**WHAT IS REQUIRED:** Pull out every line below holding the word "React".

**LISTING:**
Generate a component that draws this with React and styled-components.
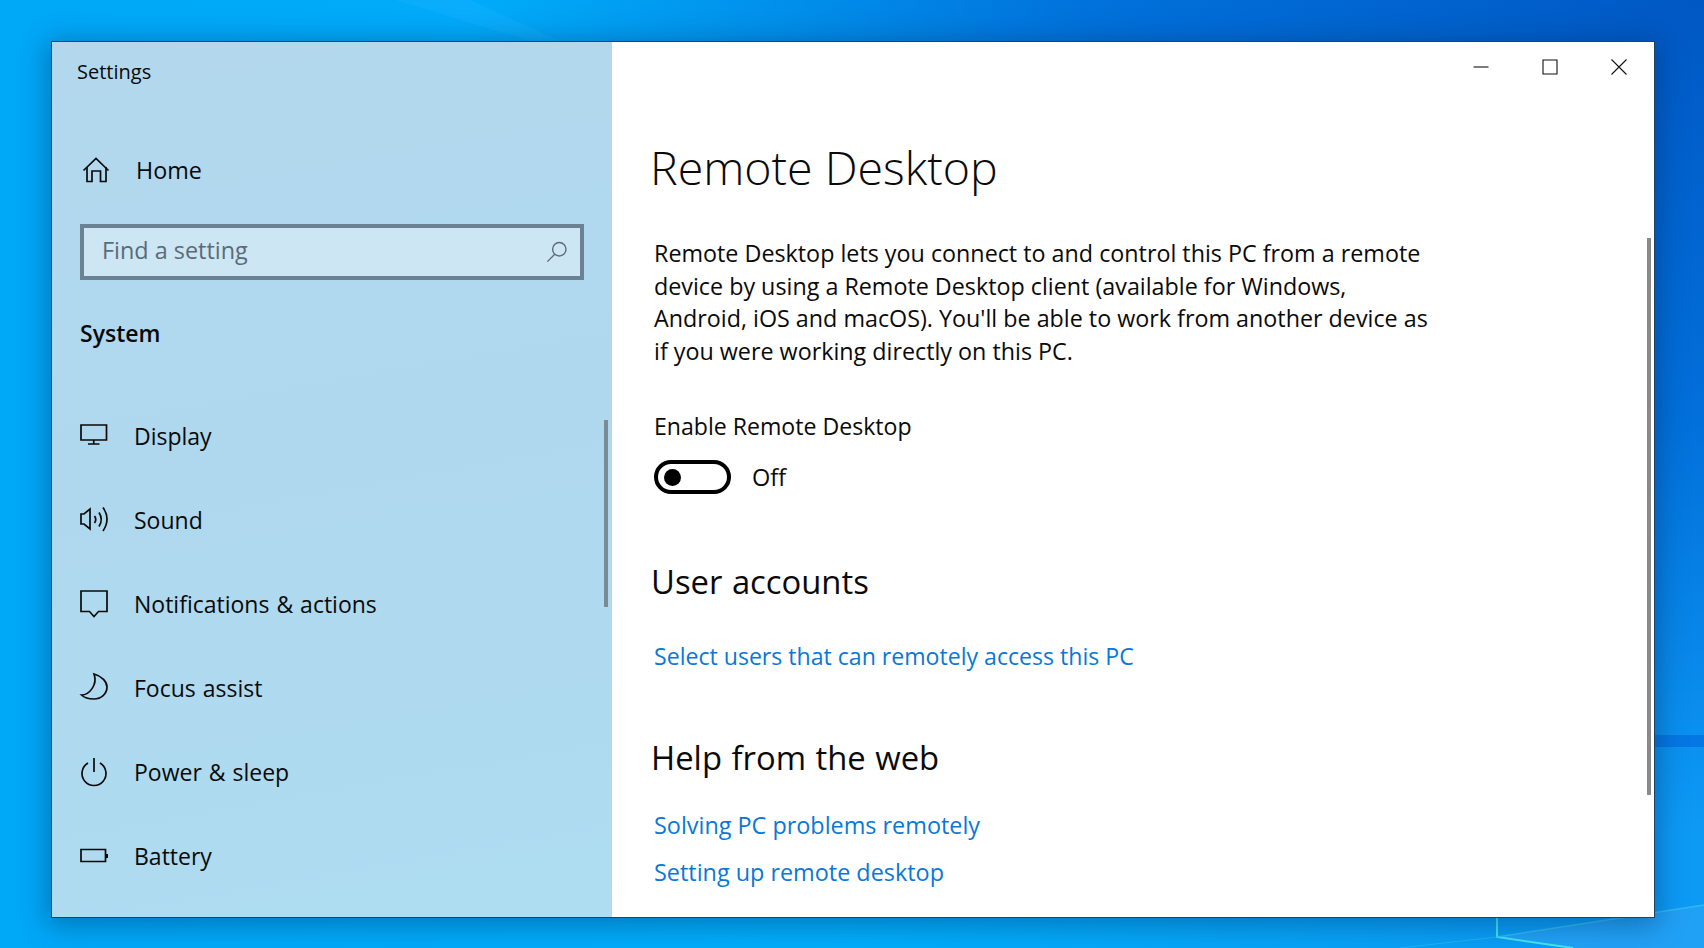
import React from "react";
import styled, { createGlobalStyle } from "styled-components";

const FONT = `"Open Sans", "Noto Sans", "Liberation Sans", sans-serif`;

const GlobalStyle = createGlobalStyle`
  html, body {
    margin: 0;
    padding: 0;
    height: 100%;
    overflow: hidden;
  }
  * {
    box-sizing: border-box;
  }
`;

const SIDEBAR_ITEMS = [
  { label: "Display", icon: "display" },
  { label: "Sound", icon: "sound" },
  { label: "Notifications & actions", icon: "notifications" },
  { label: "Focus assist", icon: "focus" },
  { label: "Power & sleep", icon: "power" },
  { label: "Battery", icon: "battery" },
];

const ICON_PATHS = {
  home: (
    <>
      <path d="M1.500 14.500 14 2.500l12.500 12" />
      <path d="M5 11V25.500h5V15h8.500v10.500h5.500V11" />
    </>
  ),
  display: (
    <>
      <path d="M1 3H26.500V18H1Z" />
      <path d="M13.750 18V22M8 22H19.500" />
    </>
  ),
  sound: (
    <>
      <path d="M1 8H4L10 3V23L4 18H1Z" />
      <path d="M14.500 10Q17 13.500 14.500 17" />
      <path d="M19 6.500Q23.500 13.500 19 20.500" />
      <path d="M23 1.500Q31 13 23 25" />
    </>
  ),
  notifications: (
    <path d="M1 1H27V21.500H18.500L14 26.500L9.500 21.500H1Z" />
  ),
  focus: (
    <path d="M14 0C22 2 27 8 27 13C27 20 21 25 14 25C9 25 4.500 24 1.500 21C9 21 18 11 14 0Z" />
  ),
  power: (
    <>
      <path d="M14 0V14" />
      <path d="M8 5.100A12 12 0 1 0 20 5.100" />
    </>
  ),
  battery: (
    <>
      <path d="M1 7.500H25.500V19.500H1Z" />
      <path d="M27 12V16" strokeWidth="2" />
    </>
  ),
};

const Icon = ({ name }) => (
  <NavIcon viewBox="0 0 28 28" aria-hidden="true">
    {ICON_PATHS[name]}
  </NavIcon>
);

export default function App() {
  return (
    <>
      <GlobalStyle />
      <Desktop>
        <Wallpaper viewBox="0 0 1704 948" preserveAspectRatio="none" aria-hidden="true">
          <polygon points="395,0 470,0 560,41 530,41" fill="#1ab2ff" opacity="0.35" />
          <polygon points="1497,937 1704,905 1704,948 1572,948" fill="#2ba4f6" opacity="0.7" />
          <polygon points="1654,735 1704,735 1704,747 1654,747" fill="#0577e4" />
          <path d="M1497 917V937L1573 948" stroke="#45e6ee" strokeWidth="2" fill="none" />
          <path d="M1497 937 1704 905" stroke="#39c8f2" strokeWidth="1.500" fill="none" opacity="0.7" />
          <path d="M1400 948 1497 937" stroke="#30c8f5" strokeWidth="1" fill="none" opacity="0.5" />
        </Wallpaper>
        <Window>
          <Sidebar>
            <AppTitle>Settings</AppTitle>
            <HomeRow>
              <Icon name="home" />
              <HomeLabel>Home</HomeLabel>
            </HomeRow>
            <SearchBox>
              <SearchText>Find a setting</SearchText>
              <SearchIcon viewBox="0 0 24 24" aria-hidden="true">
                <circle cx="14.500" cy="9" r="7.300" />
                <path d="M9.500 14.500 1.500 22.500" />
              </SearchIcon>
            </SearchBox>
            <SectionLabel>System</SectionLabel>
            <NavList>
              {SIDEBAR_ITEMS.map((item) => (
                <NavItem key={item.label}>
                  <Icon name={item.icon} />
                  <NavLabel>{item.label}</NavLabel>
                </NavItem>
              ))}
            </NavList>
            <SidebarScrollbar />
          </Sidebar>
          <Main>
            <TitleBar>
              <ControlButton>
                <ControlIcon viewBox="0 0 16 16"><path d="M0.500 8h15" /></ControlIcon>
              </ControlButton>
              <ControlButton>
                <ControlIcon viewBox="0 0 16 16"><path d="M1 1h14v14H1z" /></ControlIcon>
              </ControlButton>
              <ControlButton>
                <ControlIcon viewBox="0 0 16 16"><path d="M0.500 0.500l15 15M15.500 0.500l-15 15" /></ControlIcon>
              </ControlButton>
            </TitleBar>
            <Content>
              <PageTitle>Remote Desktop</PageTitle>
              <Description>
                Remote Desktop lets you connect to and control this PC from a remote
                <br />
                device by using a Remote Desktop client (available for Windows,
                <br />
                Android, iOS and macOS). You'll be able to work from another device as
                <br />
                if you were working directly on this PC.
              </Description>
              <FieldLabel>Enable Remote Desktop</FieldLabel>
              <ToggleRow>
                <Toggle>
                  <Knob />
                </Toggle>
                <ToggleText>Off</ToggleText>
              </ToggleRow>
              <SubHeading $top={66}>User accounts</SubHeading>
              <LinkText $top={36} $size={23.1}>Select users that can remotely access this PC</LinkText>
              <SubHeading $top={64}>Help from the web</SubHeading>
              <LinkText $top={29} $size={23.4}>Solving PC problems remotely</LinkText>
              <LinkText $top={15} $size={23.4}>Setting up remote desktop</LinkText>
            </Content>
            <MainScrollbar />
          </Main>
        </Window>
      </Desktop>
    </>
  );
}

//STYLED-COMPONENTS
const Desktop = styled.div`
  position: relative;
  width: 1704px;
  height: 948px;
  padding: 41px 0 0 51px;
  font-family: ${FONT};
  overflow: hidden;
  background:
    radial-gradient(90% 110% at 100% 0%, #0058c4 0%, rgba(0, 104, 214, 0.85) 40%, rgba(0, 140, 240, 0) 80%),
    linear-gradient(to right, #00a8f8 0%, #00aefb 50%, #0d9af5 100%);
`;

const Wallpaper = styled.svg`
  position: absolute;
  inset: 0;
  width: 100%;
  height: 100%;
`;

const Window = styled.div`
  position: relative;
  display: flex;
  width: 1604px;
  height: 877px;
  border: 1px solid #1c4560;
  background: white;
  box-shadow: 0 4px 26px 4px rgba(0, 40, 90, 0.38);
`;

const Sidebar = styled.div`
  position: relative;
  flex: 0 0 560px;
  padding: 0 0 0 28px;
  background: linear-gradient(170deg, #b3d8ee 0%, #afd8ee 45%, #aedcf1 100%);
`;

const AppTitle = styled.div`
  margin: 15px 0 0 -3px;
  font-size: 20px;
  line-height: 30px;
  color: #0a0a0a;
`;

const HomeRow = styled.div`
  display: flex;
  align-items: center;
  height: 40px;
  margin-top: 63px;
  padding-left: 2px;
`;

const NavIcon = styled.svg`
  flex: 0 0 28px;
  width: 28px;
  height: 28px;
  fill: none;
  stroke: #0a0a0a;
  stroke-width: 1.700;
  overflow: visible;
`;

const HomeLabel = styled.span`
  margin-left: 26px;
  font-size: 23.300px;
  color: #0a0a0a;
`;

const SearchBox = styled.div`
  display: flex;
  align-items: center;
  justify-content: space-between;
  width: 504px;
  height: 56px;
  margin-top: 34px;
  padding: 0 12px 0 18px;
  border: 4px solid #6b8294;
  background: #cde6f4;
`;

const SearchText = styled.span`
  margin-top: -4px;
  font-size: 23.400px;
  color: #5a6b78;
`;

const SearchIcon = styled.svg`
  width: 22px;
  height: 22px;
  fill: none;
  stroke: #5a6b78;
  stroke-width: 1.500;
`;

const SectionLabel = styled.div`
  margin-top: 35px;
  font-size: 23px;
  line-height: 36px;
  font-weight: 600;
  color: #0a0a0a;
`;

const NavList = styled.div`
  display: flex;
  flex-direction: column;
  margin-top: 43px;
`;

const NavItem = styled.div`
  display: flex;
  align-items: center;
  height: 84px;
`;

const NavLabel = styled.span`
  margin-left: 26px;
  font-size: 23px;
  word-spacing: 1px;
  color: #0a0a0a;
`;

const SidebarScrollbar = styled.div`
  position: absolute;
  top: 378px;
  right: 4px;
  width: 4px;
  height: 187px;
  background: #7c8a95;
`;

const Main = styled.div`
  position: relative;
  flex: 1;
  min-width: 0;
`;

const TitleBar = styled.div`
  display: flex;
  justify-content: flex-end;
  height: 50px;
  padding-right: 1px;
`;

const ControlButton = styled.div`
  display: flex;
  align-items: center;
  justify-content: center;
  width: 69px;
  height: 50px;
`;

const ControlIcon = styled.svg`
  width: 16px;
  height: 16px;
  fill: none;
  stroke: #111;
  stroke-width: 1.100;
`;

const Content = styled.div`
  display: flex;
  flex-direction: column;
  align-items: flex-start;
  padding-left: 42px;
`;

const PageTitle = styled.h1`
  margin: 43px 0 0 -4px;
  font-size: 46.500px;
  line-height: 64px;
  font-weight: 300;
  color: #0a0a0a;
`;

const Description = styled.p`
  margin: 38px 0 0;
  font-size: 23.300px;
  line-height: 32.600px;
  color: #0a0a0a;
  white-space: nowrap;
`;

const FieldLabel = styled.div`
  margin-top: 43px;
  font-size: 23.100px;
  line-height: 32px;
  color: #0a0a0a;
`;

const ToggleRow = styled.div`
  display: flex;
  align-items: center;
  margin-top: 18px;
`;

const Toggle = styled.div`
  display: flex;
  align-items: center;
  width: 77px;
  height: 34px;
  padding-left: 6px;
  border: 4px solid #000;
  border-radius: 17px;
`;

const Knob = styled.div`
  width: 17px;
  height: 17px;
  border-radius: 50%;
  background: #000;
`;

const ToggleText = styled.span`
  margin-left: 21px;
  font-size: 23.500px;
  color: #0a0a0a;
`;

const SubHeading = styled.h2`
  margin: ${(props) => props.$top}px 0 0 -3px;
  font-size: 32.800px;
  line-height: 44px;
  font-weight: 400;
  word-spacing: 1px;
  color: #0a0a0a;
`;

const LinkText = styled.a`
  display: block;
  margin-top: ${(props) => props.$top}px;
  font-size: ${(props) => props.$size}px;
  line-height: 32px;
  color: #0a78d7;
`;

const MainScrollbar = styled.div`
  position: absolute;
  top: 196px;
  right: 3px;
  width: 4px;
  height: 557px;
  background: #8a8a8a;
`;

...

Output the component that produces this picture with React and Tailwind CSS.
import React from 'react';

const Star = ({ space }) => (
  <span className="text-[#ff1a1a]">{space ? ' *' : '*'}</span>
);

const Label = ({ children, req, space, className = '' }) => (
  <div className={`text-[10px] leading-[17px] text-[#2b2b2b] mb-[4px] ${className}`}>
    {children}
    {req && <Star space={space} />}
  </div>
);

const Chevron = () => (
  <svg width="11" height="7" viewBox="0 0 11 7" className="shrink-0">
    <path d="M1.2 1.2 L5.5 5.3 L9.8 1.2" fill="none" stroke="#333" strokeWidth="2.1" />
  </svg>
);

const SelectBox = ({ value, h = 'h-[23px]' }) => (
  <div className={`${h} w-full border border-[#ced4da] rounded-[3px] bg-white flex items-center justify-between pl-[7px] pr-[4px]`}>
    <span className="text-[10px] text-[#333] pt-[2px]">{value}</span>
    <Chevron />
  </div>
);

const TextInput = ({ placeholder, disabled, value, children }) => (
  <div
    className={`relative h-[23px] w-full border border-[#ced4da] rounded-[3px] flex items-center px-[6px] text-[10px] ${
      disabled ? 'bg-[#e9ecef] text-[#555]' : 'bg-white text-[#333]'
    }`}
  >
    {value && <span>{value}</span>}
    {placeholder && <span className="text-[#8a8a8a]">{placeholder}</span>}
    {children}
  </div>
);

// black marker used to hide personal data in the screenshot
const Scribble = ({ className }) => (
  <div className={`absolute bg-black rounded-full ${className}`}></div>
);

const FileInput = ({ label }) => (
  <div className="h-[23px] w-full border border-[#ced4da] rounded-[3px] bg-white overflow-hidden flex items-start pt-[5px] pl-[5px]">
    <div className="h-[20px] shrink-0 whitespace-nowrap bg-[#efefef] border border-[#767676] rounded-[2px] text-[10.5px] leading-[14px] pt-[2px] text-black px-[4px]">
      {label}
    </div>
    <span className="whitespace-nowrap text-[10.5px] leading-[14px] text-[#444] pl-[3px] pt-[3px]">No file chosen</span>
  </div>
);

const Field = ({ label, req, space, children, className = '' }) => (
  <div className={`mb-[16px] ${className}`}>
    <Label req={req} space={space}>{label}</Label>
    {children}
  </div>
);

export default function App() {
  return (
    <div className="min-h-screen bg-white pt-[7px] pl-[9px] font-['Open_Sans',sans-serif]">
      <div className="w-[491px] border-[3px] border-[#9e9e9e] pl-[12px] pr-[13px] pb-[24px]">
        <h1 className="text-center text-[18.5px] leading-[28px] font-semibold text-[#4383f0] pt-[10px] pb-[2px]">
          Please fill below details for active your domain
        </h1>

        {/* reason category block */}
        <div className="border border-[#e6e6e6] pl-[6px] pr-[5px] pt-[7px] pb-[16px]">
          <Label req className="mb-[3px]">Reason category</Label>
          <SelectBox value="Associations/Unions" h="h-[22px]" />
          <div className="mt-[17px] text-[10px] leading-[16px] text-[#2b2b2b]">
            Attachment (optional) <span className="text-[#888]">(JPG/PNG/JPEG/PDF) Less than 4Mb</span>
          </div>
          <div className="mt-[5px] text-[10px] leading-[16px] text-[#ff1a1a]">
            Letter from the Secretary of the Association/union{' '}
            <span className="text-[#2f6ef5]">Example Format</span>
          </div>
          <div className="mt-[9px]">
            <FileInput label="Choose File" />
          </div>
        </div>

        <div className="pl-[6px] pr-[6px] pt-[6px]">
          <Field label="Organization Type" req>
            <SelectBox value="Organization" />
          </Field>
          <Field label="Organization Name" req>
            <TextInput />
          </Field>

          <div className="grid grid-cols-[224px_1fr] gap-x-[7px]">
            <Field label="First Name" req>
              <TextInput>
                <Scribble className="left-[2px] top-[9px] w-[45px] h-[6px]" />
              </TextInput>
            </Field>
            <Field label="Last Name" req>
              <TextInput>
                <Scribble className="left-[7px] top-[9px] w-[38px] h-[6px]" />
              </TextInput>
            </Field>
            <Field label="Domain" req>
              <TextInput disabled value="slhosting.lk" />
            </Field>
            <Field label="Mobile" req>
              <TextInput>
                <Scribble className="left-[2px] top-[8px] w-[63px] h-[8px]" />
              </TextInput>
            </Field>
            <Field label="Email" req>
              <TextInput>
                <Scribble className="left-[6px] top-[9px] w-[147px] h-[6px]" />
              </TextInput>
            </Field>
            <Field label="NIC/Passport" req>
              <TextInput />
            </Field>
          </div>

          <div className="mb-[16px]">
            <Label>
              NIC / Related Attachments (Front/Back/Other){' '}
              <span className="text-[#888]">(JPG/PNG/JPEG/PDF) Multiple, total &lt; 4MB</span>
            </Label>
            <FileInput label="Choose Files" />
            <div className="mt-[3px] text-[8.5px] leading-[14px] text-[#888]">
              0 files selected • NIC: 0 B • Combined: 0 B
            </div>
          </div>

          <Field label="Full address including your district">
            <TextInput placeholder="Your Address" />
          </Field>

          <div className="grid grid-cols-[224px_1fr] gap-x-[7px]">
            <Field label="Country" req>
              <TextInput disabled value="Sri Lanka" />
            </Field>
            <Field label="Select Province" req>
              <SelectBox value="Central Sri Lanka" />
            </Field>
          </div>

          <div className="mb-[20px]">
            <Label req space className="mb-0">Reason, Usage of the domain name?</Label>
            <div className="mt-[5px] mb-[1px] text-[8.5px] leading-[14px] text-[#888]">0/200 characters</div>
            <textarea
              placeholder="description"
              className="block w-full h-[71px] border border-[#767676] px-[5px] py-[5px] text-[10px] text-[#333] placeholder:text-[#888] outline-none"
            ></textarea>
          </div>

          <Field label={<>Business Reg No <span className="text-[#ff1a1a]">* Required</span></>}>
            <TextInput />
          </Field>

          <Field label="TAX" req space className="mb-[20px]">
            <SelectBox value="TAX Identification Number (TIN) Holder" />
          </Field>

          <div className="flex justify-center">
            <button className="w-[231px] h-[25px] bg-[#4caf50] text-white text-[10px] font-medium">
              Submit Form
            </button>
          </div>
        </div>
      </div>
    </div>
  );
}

**RESPONSE:**
Generate a component that draws this with React and styled-components.
import React from "react";
Output the component that produces this picture with React and Tailwind CSS.
import React from 'react';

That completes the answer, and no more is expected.